---------- Data segment

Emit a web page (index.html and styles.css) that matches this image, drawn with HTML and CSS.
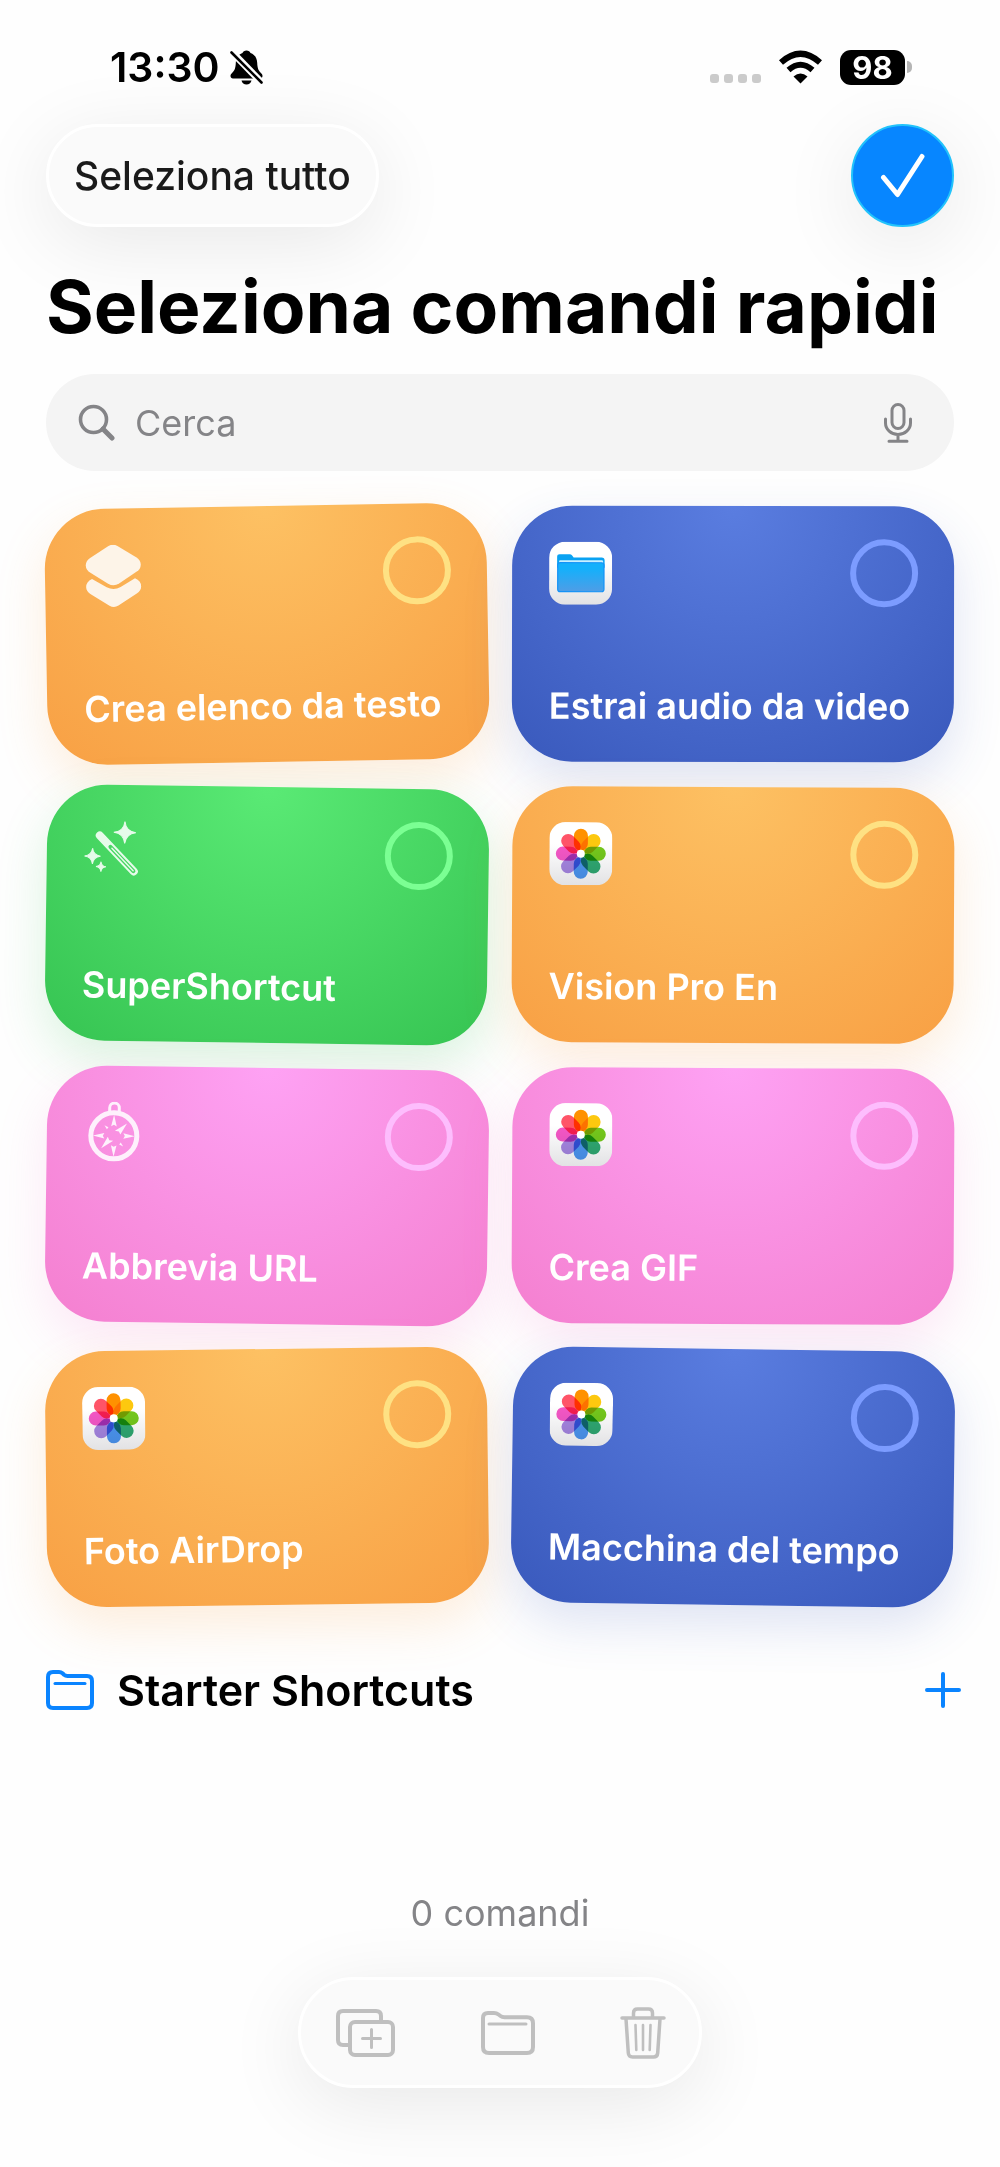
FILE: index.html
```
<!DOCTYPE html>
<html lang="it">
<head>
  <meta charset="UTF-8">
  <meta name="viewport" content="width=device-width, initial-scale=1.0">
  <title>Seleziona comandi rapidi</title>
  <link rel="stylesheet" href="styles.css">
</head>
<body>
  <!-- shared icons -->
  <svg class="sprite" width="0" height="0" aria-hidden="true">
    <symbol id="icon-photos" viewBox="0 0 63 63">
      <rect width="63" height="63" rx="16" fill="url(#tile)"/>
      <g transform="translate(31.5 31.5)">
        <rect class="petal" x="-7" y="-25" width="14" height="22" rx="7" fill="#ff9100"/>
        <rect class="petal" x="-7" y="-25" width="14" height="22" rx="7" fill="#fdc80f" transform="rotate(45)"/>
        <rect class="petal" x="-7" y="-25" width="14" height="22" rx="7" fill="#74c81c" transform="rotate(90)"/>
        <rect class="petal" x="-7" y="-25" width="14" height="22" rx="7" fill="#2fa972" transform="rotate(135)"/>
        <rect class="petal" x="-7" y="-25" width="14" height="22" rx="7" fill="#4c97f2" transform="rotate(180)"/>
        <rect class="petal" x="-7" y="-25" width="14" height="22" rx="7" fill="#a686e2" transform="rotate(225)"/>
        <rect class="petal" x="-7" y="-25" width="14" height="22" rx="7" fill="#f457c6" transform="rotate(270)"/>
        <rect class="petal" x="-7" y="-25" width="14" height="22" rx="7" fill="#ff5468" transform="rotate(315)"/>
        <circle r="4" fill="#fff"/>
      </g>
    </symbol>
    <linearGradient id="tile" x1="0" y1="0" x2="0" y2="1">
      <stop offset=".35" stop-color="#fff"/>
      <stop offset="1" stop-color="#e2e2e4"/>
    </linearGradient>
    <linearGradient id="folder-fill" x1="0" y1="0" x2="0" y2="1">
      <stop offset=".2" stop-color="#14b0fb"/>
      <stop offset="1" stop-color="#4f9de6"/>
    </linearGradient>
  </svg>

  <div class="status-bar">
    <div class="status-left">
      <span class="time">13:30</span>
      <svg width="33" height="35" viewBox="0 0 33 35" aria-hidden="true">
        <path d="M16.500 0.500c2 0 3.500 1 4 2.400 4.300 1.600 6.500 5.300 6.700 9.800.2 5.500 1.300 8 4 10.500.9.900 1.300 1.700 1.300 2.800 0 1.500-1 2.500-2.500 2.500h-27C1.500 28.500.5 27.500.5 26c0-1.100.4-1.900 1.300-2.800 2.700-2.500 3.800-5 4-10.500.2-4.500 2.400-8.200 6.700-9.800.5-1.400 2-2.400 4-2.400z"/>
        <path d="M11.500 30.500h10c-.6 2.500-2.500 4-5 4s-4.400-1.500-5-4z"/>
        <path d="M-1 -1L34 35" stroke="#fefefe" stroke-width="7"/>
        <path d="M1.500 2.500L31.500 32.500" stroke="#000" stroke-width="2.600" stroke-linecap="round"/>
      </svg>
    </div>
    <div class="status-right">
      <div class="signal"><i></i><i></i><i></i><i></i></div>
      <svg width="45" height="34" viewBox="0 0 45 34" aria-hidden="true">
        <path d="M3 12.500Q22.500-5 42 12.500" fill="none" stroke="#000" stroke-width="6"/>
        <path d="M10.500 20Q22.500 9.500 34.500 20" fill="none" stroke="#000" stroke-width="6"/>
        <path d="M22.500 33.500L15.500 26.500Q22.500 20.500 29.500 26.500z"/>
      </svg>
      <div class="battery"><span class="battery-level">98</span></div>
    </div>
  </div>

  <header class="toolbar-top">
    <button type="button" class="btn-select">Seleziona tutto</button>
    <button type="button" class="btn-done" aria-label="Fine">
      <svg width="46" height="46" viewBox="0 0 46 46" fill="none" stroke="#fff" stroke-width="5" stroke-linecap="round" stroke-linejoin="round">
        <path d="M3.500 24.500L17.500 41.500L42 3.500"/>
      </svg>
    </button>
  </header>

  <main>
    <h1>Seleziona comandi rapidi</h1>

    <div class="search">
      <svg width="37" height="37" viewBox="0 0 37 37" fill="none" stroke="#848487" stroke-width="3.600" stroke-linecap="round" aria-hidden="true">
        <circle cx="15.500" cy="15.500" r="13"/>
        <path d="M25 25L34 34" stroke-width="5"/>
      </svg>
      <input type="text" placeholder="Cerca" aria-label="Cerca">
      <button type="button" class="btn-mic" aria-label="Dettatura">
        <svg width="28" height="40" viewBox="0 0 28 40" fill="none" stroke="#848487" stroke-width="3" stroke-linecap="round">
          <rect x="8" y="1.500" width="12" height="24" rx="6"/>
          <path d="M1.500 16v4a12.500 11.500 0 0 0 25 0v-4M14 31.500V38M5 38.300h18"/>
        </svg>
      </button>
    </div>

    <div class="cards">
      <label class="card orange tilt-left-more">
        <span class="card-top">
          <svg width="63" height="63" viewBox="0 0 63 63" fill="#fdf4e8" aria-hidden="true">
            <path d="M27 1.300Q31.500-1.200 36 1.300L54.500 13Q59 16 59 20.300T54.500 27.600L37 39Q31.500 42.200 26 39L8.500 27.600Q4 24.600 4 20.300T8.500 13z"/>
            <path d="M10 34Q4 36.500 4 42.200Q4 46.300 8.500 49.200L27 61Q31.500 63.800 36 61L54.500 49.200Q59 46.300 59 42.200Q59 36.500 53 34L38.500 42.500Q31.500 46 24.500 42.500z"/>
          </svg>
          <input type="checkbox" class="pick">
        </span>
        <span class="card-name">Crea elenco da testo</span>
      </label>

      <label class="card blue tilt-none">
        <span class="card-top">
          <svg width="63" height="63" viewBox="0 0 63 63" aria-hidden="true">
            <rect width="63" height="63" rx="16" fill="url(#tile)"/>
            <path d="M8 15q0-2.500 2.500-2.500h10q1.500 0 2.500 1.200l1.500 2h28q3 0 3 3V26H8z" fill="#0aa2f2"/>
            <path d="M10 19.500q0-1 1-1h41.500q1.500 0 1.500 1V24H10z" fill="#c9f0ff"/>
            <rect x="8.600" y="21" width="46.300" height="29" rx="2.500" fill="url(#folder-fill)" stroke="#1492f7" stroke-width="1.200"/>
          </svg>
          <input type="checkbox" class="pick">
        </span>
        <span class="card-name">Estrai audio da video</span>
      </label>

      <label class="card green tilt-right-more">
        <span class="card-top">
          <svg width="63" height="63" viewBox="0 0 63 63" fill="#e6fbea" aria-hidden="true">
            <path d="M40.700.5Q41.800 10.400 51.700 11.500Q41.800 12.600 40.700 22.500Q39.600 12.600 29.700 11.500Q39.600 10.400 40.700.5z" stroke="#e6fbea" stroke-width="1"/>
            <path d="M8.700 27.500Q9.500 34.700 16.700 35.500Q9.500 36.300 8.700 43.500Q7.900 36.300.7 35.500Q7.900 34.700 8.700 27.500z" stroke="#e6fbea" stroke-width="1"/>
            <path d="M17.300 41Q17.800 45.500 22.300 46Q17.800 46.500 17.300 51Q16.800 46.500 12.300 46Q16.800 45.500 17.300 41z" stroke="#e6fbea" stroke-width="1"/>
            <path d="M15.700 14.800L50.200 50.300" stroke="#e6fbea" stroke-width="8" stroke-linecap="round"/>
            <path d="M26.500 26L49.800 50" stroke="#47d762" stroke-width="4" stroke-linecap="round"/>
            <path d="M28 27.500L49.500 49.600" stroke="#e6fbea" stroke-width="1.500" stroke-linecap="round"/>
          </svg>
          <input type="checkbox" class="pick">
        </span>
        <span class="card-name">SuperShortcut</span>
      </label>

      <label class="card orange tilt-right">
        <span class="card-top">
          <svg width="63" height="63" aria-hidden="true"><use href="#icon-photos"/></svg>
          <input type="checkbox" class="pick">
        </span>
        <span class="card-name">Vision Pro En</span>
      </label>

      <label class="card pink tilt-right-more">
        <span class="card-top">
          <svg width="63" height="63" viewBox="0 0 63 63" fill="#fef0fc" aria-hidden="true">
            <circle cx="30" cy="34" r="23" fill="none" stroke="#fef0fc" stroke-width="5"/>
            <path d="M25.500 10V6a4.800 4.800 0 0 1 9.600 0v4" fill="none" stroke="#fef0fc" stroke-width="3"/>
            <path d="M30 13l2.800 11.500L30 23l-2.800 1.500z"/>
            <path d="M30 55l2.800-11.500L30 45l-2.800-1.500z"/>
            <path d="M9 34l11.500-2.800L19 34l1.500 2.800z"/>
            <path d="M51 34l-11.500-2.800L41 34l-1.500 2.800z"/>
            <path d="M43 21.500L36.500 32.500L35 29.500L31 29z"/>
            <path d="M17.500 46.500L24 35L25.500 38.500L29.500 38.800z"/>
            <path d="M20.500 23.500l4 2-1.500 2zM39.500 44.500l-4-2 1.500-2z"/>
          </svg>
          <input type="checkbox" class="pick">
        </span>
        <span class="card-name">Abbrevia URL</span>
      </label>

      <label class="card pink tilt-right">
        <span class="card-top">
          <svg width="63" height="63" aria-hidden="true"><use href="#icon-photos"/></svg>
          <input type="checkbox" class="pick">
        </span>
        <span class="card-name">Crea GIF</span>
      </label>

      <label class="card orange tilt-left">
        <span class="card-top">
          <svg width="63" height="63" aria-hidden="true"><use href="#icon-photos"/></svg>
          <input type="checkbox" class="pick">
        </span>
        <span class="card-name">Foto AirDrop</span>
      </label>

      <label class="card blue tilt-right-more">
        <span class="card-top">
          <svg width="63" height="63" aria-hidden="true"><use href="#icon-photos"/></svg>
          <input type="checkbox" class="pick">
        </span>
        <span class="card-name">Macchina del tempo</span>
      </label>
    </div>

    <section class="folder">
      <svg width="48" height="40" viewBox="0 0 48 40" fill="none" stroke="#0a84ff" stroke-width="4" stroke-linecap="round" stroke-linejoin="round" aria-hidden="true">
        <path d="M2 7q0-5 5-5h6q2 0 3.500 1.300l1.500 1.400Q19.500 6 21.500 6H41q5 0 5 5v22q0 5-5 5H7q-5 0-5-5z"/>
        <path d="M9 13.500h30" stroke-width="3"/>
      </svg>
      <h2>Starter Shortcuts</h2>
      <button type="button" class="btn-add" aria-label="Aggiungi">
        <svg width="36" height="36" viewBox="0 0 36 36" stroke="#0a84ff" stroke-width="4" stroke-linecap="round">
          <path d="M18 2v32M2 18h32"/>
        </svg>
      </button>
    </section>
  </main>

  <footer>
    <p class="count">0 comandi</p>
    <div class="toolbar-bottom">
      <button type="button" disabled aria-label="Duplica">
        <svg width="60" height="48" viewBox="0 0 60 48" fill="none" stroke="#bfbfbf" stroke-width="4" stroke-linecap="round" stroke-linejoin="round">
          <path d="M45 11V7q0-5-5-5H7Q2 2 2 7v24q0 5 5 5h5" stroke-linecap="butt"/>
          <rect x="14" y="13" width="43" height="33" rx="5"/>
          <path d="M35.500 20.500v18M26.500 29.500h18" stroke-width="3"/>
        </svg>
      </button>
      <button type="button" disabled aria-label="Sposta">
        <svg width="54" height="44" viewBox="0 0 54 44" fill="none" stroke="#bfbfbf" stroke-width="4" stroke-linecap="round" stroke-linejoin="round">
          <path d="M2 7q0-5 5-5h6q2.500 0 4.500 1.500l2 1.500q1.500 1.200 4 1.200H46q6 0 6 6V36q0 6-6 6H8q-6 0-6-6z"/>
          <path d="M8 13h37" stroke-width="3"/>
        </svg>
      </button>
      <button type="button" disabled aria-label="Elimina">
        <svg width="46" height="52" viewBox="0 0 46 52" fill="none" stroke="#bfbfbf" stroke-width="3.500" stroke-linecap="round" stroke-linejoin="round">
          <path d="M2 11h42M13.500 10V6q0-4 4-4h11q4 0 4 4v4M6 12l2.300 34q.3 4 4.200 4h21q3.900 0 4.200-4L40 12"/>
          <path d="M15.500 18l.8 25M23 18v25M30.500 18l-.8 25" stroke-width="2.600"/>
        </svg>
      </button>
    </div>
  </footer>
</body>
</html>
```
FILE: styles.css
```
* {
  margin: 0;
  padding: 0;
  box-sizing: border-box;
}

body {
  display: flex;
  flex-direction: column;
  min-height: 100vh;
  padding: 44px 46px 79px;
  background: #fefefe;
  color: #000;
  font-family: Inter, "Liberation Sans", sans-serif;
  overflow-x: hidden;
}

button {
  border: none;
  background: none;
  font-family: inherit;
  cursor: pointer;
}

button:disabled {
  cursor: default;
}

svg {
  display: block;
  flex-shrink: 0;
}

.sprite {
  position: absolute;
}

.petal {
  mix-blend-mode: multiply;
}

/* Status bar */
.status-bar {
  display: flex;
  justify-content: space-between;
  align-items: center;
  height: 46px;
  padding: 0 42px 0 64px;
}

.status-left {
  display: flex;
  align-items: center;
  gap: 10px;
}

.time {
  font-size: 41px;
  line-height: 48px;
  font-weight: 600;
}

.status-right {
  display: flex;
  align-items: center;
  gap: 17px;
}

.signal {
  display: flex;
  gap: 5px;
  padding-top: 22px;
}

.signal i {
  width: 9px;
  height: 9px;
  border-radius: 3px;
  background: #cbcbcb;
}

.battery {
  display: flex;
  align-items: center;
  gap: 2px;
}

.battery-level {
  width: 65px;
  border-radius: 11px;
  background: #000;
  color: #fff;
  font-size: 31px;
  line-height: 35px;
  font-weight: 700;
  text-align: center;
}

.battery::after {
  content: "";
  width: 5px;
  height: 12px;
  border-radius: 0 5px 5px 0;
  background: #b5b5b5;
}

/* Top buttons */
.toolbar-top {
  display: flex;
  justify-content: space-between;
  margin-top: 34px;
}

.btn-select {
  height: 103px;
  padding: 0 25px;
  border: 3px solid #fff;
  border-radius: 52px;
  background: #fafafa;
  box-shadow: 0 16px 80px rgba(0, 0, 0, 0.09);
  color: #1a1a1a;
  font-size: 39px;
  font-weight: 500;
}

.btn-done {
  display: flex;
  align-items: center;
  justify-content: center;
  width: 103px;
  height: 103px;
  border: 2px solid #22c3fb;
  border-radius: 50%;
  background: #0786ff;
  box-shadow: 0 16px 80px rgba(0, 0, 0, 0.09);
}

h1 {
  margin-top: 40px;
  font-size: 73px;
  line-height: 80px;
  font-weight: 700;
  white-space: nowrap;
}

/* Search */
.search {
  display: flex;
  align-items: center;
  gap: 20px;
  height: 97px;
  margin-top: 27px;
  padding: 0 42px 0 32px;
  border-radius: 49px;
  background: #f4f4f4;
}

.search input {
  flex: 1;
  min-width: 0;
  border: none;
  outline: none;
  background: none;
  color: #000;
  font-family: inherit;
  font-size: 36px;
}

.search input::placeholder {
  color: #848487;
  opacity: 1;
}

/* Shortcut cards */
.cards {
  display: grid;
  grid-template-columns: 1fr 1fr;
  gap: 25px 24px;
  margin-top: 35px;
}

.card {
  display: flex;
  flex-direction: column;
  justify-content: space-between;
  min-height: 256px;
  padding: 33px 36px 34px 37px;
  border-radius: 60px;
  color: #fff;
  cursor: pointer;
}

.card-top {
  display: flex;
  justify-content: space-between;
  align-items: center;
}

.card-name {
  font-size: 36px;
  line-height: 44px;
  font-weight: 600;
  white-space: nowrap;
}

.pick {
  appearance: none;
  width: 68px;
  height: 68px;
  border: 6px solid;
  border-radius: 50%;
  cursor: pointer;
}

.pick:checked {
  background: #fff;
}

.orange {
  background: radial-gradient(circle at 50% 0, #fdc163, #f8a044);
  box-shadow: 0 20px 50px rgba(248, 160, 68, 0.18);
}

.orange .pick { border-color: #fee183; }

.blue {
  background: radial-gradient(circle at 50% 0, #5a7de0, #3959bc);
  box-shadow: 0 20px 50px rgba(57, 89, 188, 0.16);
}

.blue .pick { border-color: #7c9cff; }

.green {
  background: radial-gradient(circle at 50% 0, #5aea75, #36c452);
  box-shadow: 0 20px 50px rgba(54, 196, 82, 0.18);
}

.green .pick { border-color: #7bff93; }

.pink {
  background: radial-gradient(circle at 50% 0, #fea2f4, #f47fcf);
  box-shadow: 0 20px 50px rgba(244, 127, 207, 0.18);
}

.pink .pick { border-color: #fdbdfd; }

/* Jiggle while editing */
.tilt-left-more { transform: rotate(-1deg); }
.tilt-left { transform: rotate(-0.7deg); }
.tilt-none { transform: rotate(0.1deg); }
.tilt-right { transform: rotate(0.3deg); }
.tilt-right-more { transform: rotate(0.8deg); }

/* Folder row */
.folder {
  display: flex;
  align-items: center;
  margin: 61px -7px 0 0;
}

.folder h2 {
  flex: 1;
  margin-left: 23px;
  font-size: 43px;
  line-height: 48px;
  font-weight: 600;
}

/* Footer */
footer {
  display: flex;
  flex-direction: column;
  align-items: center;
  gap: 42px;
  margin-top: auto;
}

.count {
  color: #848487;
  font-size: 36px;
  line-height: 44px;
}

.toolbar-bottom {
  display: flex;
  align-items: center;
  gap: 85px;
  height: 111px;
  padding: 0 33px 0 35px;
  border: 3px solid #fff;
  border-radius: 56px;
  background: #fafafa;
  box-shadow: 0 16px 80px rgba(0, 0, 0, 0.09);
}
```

--------------------

● Problem to work on:
Copy out every line where the word "index" occurs.

● Solution to the problem:
Emit a web page (index.html and styles.css) that matches this image, drawn with HTML and CSS.
FILE: index.html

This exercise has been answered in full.